Right to left: Sheridan, Ulysses S. Grant, William T. Sherman.
 Sherman: He's rumpled, like his boss. Two buttons are undone on his jacket and his gloves are clutched forgotten in one hand, while the other rests on a saber hilt. He's clearly just come in from the field. For whatever reason, historical, artistic or human error, his head is gigantic. It dwarfs that of Grant next door.

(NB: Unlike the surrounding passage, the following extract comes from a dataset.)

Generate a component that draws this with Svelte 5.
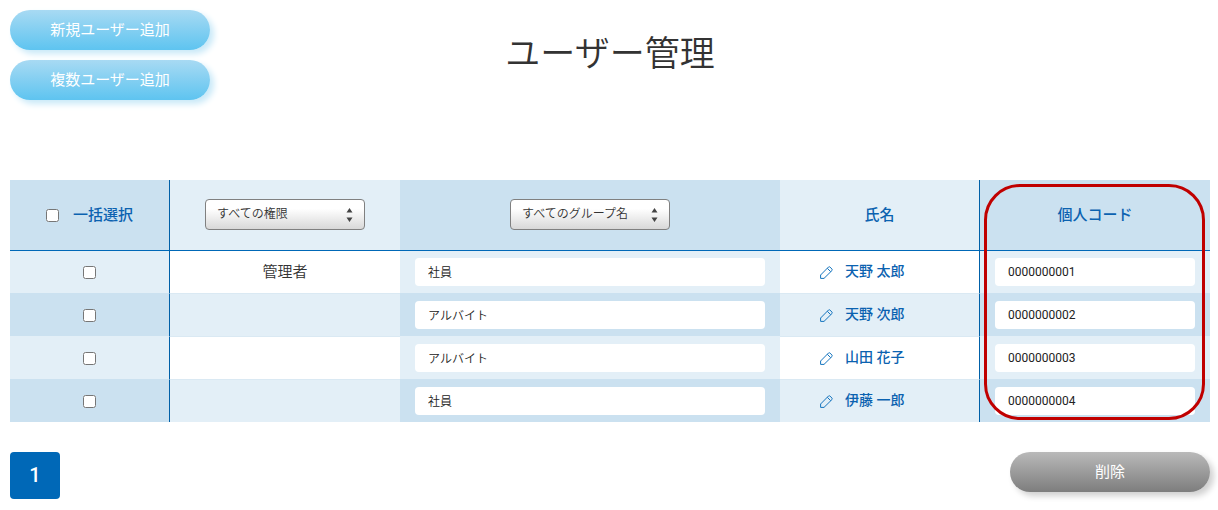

Grant: In the center, framed by his commanders, is Grant. he's clearly uncomfortable; one hand grasps his lapel as if to hold himself upright, while the other is tucked sloppily in his pocket. His top two buttons are undone, then there's one loyal holdout, then two more deserters below; his shirt is as crinkled and crumpled as his pants, which don't seem to quite fit. His whole body seems rumpled--but his face! An old face, a wise face, lined by cares. Like Robert E. Lee, he appears haunted by old sorrows. And yet there is a quiet dignity to him, head up, shoulders straight, facing out at the world. Above him is Ohio herself and the inscription "These are my jewels". 

And then this happened.
 This entire thing had a lot of special meaning for me, and it makes my observation and writing purple. So let's end on a different note with a different statue. Know what didn't make any damn sense? William McKinley's statue. For starters, it's Greek; the U's in the inscription are replaced with V's, it's a marble mini-plaza instead of a simple statue, and tiny couples whisper into each others' ears about the great man standing in front of them on his gigantic pedestal. And to top it off, for whatever reason, McKinley looks pissed off. He has this righteous-wrath-of-the-crusaders expression upon his face like he's going to come down and unleash holy havoc. If anyone can explain that, I'd love to hear the story behind that one.

1 comment:

Lawrence Rhodes said...

Chase was secretary of the treasury. All of Lincoln's cabinet thought they could do better.